The EU and UK continue to engage in negotiations aimed at significantly reducing the red tape on Irish Sea trade, with both sides recently talking up the potential of an agreed solution being reached.

The DUP has made it clear any agreement that may emerge must meet its tests on removing trade barriers if it is to countenance a return to Stormont.

Brexit
Sinn Fein Party leader Mary Lou McDonald (Peter Morrison/PA)

On Thursday, DUP MLA Emma Little Pengelly emphasised the need to resolve the protocol impasse.

“No Executive has been formed because the NI Protocol does not and will not have the support of unionists,” she said.

“It is a matter for the Secretary of State whether an election is called.

“Devolution in Northern Ireland can only function when it has support of all communities.

“There is a growing acceptance of the problems caused by the protocol and there is growing support for our position.

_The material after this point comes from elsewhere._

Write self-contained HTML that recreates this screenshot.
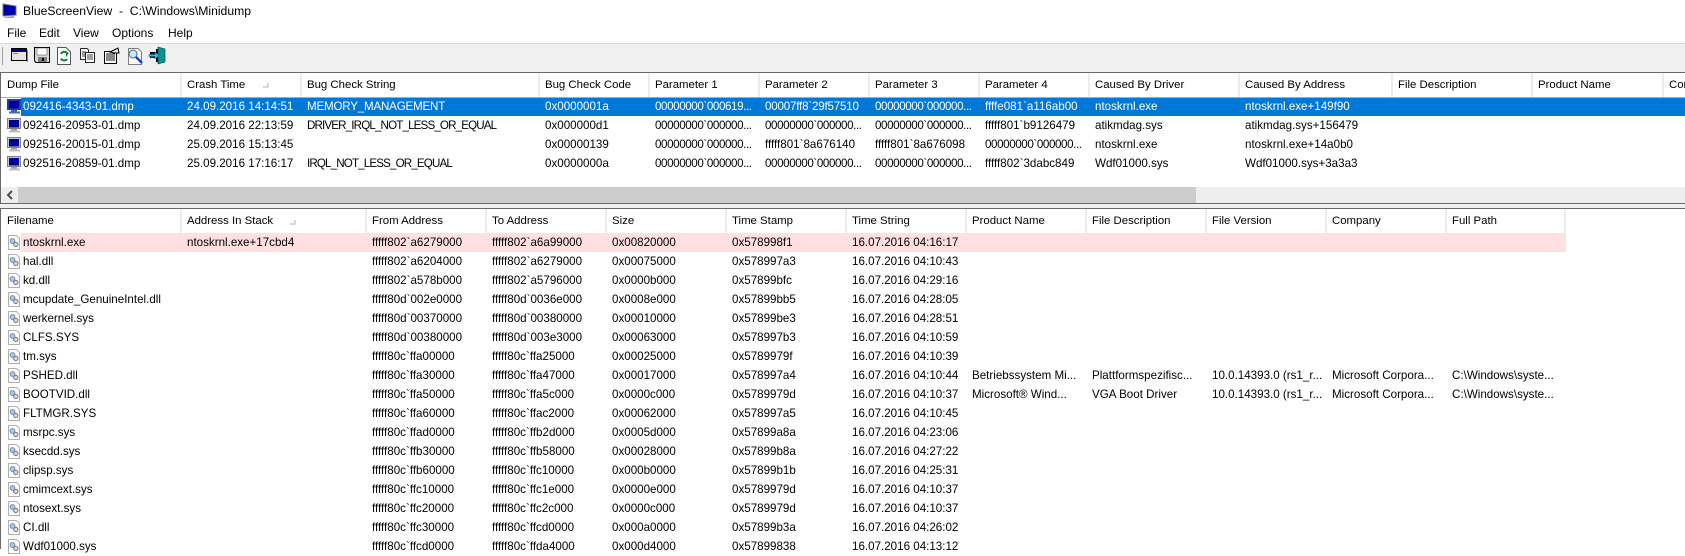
<!DOCTYPE html>
<html><head><meta charset="utf-8"><title>BlueScreenView</title>
<style>
html,body{margin:0;padding:0;background:#fff}
body{width:1685px;height:549px;overflow:hidden;position:relative;font-family:"Liberation Sans",sans-serif;font-size:11.6px;color:#000}
.a{position:absolute;white-space:nowrap}
.b{z-index:5}
table{position:absolute;border-collapse:separate;border-spacing:0;table-layout:fixed;left:0}
td{padding:0 0 0 7px;height:19px;line-height:19px;white-space:nowrap;overflow:hidden;box-sizing:border-box}
td:first-child{padding-left:23px;background:#fff;position:relative}
tr.h td{height:24px;line-height:24px;border-left:2px solid #ececec;padding-left:5px;font-size:11.4px}
tr.h td:first-child{padding-left:7px;border-left:0}
tr.s{background:#0078d7;color:#fff}
tr.s td{box-shadow:inset 0 1px 0 #e0a060}
tr.s td:first-child{color:#000}
tr.p{background:#ffdfdf}
td svg{position:absolute;left:7px;top:2px}
tr.s td:first-child span{position:absolute;left:21px;top:0;height:19px;width:160px;padding-left:2px;background:#0078d7;color:#fff;box-shadow:inset 0 1px 0 #e0a060}
.m{font-size:12px;top:26px}
.t{letter-spacing:-.4px}
.u{letter-spacing:-.85px}
.v{letter-spacing:-.2px}
.e{border-right:2px solid #ececec}
</style></head><body>
<svg width="0" height="0" style="position:absolute"><defs>
<symbol id="mon" viewBox="0 0 14 15"><rect x="0.5" y="0.5" width="13" height="10" fill="#c8c8c8" stroke="#808080"/><rect x="2" y="2" width="10" height="7.5" fill="#000099"/><rect x="4" y="11" width="6" height="1.5" fill="#a0a0a0"/><rect x="2" y="12.5" width="11" height="2" fill="#c0c0c0"/></symbol>
<symbol id="mons" viewBox="0 0 14 15"><rect x="0" y="0" width="14" height="11" fill="#1a3fae"/><rect x="2" y="2" width="10" height="7.5" fill="#000099"/><rect x="4" y="11" width="6" height="1.5" fill="#3060b0"/><rect x="2" y="12.5" width="11" height="2" fill="#3a70c0"/></symbol>
<symbol id="drv" viewBox="0 0 14 15"><path d="M1.5 .5H9.5L12.5 3.5V14.5H1.5Z" fill="#fff" stroke="#b0b0b0"/><circle cx="5.5" cy="6" r="2.4" fill="#b8c8dc" stroke="#6a8ab0"/><circle cx="8.8" cy="9.4" r="2.2" fill="#cfd8e4" stroke="#6a7a90"/></symbol>
</defs></svg>

<svg class="a" style="left:2px;top:3px" width="15" height="16" viewBox="0 0 15 16"><path d="M1 1L14 3V12L1 13Z" fill="#0000a8" stroke="#707080"/><path d="M2 14L12 13V15H3Z" fill="#a0a0a0"/></svg>
<div class="a" style="left:23px;top:3px;font-size:12.2px;line-height:16px;white-space:pre">BlueScreenView  -  C:\Windows\Minidump</div>
<div class="a m" style="left:7px">File</div>
<div class="a m" style="left:39px">Edit</div>
<div class="a m" style="left:73px">View</div>
<div class="a m" style="left:112px">Options</div>
<div class="a m" style="left:168px">Help</div>

<div class="a" style="left:0;top:43px;width:1685px;height:29px;background:#f0f0f0;border-top:1px solid #d8d8d8;box-sizing:border-box"></div>
<div class="a" style="left:2px;top:47px;width:1px;height:18px;background:#a0a0a0"></div>
<svg class="a" style="left:10px;top:46px" width="160" height="20" viewBox="0 0 160 20">
<rect x="1.5" y="2.5" width="15" height="12" fill="#e8e4d8" stroke="#000"/><rect x="2" y="3" width="14" height="3" fill="#000080"/><rect x="3" y="7" width="5" height="1" fill="#808080"/><rect x="17" y="4" width="1" height="12" fill="#808080"/>
<path d="M24.5 1.5H39.5V16.5H26L24.5 15Z" fill="#d8d8d0" stroke="#000"/><rect x="27" y="2" width="10" height="7" fill="#fff" stroke="#444" stroke-width=".5"/><rect x="28" y="11" width="9" height="5" fill="#808080"/><rect x="32" y="12" width="2" height="3" fill="#000"/>
<path d="M47.5 1.5H56L60.5 6V18.5H47.5Z" fill="#fff" stroke="#555"/><path d="M51 8C52 5 57 5 57 8L58 6.5M57 13C56 15 52 15 51 12.5" fill="none" stroke="#0a8a2a" stroke-width="2"/>
<path d="M70.5 2.5H77L78.5 4V6M70.5 2.5V13.5H75" fill="#fff" stroke="#222"/><rect x="75.5" y="6.5" width="9" height="10" fill="#fff" stroke="#222"/><path d="M77 9H83M77 11H83M77 13H83M72 6H76M72 8H75M72 10H75" stroke="#444"/>
<rect x="94.5" y="5.5" width="12" height="12" fill="#fff" stroke="#000"/><path d="M96 8H105M96 10H105M96 12H105M96 14H105" stroke="#111"/><path d="M100 6L108 2L109 7L104 7Z" fill="#e8e8e8" stroke="#000"/>
<path d="M118.5 2.5H128L131.5 6V18.5H118.5Z" fill="#fff" stroke="#808080"/><circle cx="123" cy="8" r="4" fill="#cfe8f4" stroke="#3a6a9a"/><path d="M126 11L132 17" stroke="#2040c0" stroke-width="2.5"/>
<path d="M140 6H146V3H148V16H146V12H140Z" fill="#000"/><path d="M148 1L155 3V16L148 18Z" fill="#109090" stroke="#004040" stroke-width=".6"/><path d="M139 8.5H145V6L149 9.5L145 13V10.5H139Z" fill="#20c8e8" stroke="#006080" stroke-width=".5"/>
</svg>

<div class="a b" style="left:0;top:72px;width:1685px;height:1px;background:#696969"></div>
<div class="a b" style="left:0;top:72px;width:1px;height:132px;background:#696969"></div>

<table style="top:73px;width:1685px">
<colgroup><col style="width:180px"><col style="width:120px"><col style="width:238px"><col style="width:110px"><col style="width:110px"><col style="width:110px"><col style="width:110px"><col style="width:110px"><col style="width:150px"><col style="width:153px"><col style="width:140px"><col style="width:131px"><col style="width:23px"></colgroup>
<tr class="h"><td>Dump File</td><td>Crash Time</td><td>Bug Check String</td><td>Bug Check Code</td><td>Parameter 1</td><td>Parameter 2</td><td>Parameter 3</td><td>Parameter 4</td><td>Caused By Driver</td><td>Caused By Address</td><td>File Description</td><td>Product Name</td><td>Cor</td></tr>
<tr class="s"><td><svg width="14" height="15"><use href="#mons"/></svg><span>092416-4343-01.dmp</span></td><td>24.09.2016 14:14:51</td><td class="v">MEMORY_MANAGEMENT</td><td>0x0000001a</td><td class="t">00000000`000619...</td><td class="v">00007ff8`29f57510</td><td class="t">00000000`000000...</td><td>ffffe081`a116ab00</td><td>ntoskrnl.exe</td><td>ntoskrnl.exe+149f90</td><td></td><td></td><td></td></tr>
<tr><td><svg width="14" height="15"><use href="#mon"/></svg>092416-20953-01.dmp</td><td>24.09.2016 22:13:59</td><td class="u">DRIVER_IRQL_NOT_LESS_OR_EQUAL</td><td>0x000000d1</td><td class="t">00000000`000000...</td><td class="t">00000000`000000...</td><td class="t">00000000`000000...</td><td>fffff801`b9126479</td><td>atikmdag.sys</td><td>atikmdag.sys+156479</td><td></td><td></td><td></td></tr>
<tr><td><svg width="14" height="15"><use href="#mon"/></svg>092516-20015-01.dmp</td><td>25.09.2016 15:13:45</td><td></td><td>0x00000139</td><td class="t">00000000`000000...</td><td>fffff801`8a676140</td><td>fffff801`8a676098</td><td class="t">00000000`000000...</td><td>ntoskrnl.exe</td><td>ntoskrnl.exe+14a0b0</td><td></td><td></td><td></td></tr>
<tr><td><svg width="14" height="15"><use href="#mon"/></svg>092516-20859-01.dmp</td><td>25.09.2016 17:16:17</td><td class="u">IRQL_NOT_LESS_OR_EQUAL</td><td>0x0000000a</td><td class="t">00000000`000000...</td><td class="t">00000000`000000...</td><td class="t">00000000`000000...</td><td>fffff802`3dabc849</td><td>Wdf01000.sys</td><td>Wdf01000.sys+3a3a3</td><td></td><td></td><td></td></tr>
</table>
<svg class="a" style="left:262px;top:81px" width="8" height="8"><path d="M1 6H6V2" fill="none" stroke="#b0b0b0"/></svg>

<div class="a" style="left:1px;top:187px;width:1684px;height:16px;background:#eee"></div>
<div class="a" style="left:18px;top:187px;width:1178px;height:16px;background:#cdcdcd"></div>
<svg class="a" style="left:5px;top:190px" width="10" height="10"><path d="M7 1L3 5L7 9" fill="none" stroke="#505050" stroke-width="2"/></svg>
<div class="a b" style="left:0;top:203px;width:1685px;height:1px;background:#696969"></div>
<div class="a" style="left:0;top:204px;width:1685px;height:4px;background:#f0f0f0"></div>
<div class="a b" style="left:0;top:208px;width:1685px;height:1px;background:#696969"></div>
<div class="a b" style="left:0;top:208px;width:1px;height:341px;background:#696969"></div>

<table style="top:209px;width:1566px">
<colgroup><col style="width:180px"><col style="width:185px"><col style="width:120px"><col style="width:120px"><col style="width:120px"><col style="width:120px"><col style="width:120px"><col style="width:120px"><col style="width:120px"><col style="width:120px"><col style="width:120px"><col style="width:121px"></colgroup>
<tr class="h"><td>Filename</td><td>Address In Stack</td><td>From Address</td><td>To Address</td><td>Size</td><td>Time Stamp</td><td>Time String</td><td>Product Name</td><td>File Description</td><td>File Version</td><td>Company</td><td class="e">Full Path</td></tr>
<tr class="p"><td><svg width="14" height="15"><use href="#drv"/></svg><span style="position:absolute;left:21px;top:0;width:159px;height:19px;padding-left:2px;background:#ffdfdf">ntoskrnl.exe</span></td><td>ntoskrnl.exe+17cbd4</td><td>fffff802`a6279000</td><td>fffff802`a6a99000</td><td>0x00820000</td><td>0x578998f1</td><td>16.07.2016 04:16:17</td><td></td><td></td><td></td><td></td><td></td></tr>
<tr><td><svg width="14" height="15"><use href="#drv"/></svg>hal.dll</td><td></td><td>fffff802`a6204000</td><td>fffff802`a6279000</td><td>0x00075000</td><td>0x578997a3</td><td>16.07.2016 04:10:43</td><td></td><td></td><td></td><td></td><td></td></tr>
<tr><td><svg width="14" height="15"><use href="#drv"/></svg>kd.dll</td><td></td><td>fffff802`a578b000</td><td>fffff802`a5796000</td><td>0x0000b000</td><td>0x57899bfc</td><td>16.07.2016 04:29:16</td><td></td><td></td><td></td><td></td><td></td></tr>
<tr><td><svg width="14" height="15"><use href="#drv"/></svg>mcupdate_GenuineIntel.dll</td><td></td><td>fffff80d`002e0000</td><td>fffff80d`0036e000</td><td>0x0008e000</td><td>0x57899bb5</td><td>16.07.2016 04:28:05</td><td></td><td></td><td></td><td></td><td></td></tr>
<tr><td><svg width="14" height="15"><use href="#drv"/></svg>werkernel.sys</td><td></td><td>fffff80d`00370000</td><td>fffff80d`00380000</td><td>0x00010000</td><td>0x57899be3</td><td>16.07.2016 04:28:51</td><td></td><td></td><td></td><td></td><td></td></tr>
<tr><td><svg width="14" height="15"><use href="#drv"/></svg>CLFS.SYS</td><td></td><td>fffff80d`00380000</td><td>fffff80d`003e3000</td><td>0x00063000</td><td>0x578997b3</td><td>16.07.2016 04:10:59</td><td></td><td></td><td></td><td></td><td></td></tr>
<tr><td><svg width="14" height="15"><use href="#drv"/></svg>tm.sys</td><td></td><td>fffff80c`ffa00000</td><td>fffff80c`ffa25000</td><td>0x00025000</td><td>0x5789979f</td><td>16.07.2016 04:10:39</td><td></td><td></td><td></td><td></td><td></td></tr>
<tr><td><svg width="14" height="15"><use href="#drv"/></svg>PSHED.dll</td><td></td><td>fffff80c`ffa30000</td><td>fffff80c`ffa47000</td><td>0x00017000</td><td>0x578997a4</td><td>16.07.2016 04:10:44</td><td>Betriebssystem Mi...</td><td>Plattformspezifisc...</td><td>10.0.14393.0 (rs1_r...</td><td>Microsoft Corpora...</td><td>C:\Windows\syste...</td></tr>
<tr><td><svg width="14" height="15"><use href="#drv"/></svg>BOOTVID.dll</td><td></td><td>fffff80c`ffa50000</td><td>fffff80c`ffa5c000</td><td>0x0000c000</td><td>0x5789979d</td><td>16.07.2016 04:10:37</td><td>Microsoft® Wind...</td><td>VGA Boot Driver</td><td>10.0.14393.0 (rs1_r...</td><td>Microsoft Corpora...</td><td>C:\Windows\syste...</td></tr>
<tr><td><svg width="14" height="15"><use href="#drv"/></svg>FLTMGR.SYS</td><td></td><td>fffff80c`ffa60000</td><td>fffff80c`ffac2000</td><td>0x00062000</td><td>0x578997a5</td><td>16.07.2016 04:10:45</td><td></td><td></td><td></td><td></td><td></td></tr>
<tr><td><svg width="14" height="15"><use href="#drv"/></svg>msrpc.sys</td><td></td><td>fffff80c`ffad0000</td><td>fffff80c`ffb2d000</td><td>0x0005d000</td><td>0x57899a8a</td><td>16.07.2016 04:23:06</td><td></td><td></td><td></td><td></td><td></td></tr>
<tr><td><svg width="14" height="15"><use href="#drv"/></svg>ksecdd.sys</td><td></td><td>fffff80c`ffb30000</td><td>fffff80c`ffb58000</td><td>0x00028000</td><td>0x57899b8a</td><td>16.07.2016 04:27:22</td><td></td><td></td><td></td><td></td><td></td></tr>
<tr><td><svg width="14" height="15"><use href="#drv"/></svg>clipsp.sys</td><td></td><td>fffff80c`ffb60000</td><td>fffff80c`ffc10000</td><td>0x000b0000</td><td>0x57899b1b</td><td>16.07.2016 04:25:31</td><td></td><td></td><td></td><td></td><td></td></tr>
<tr><td><svg width="14" height="15"><use href="#drv"/></svg>cmimcext.sys</td><td></td><td>fffff80c`ffc10000</td><td>fffff80c`ffc1e000</td><td>0x0000e000</td><td>0x5789979d</td><td>16.07.2016 04:10:37</td><td></td><td></td><td></td><td></td><td></td></tr>
<tr><td><svg width="14" height="15"><use href="#drv"/></svg>ntosext.sys</td><td></td><td>fffff80c`ffc20000</td><td>fffff80c`ffc2c000</td><td>0x0000c000</td><td>0x5789979d</td><td>16.07.2016 04:10:37</td><td></td><td></td><td></td><td></td><td></td></tr>
<tr><td><svg width="14" height="15"><use href="#drv"/></svg>CI.dll</td><td></td><td>fffff80c`ffc30000</td><td>fffff80c`ffcd0000</td><td>0x000a0000</td><td>0x57899b3a</td><td>16.07.2016 04:26:02</td><td></td><td></td><td></td><td></td><td></td></tr>
<tr><td><svg width="14" height="15"><use href="#drv"/></svg>Wdf01000.sys</td><td></td><td>fffff80c`ffcd0000</td><td>fffff80c`ffda4000</td><td>0x000d4000</td><td>0x57899838</td><td>16.07.2016 04:13:12</td><td></td><td></td><td></td><td></td><td></td></tr>
</table>
<svg class="a" style="left:289px;top:218px" width="8" height="8"><path d="M1 6H6V2" fill="none" stroke="#b0b0b0"/></svg>
</body></html>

“The Secretary of State knows the key to unlocking progress is to deal with the protocol, to respect our constitutional position and restore Northern Ireland’s place within the UK internal market.”

She added: “The issues cannot be dodged. Either the problems created by the Protocol are resolved or basis for the restoration will not exist. The protocol must be replaced with arrangements that unionists can support.”

Earlier, Sinn Fein president Mary Lou McDonald said there was “finally a sense of movement” in the talks between London and Brussels.

Ms McDonald told Sky News there was “finally a sense that a reasonable, rational approach can be taken and a deal can be struck on the outstanding issues around the protocol, that those matters can be resolved, that we can then get back to work and delivering for people as the health crisis looms.

“In the grip of the cost-of-living crisis, it’s not too much for the people of the north of Ireland to expect that when they go out and they vote and return their democratic verdict that political leaders go back to work.”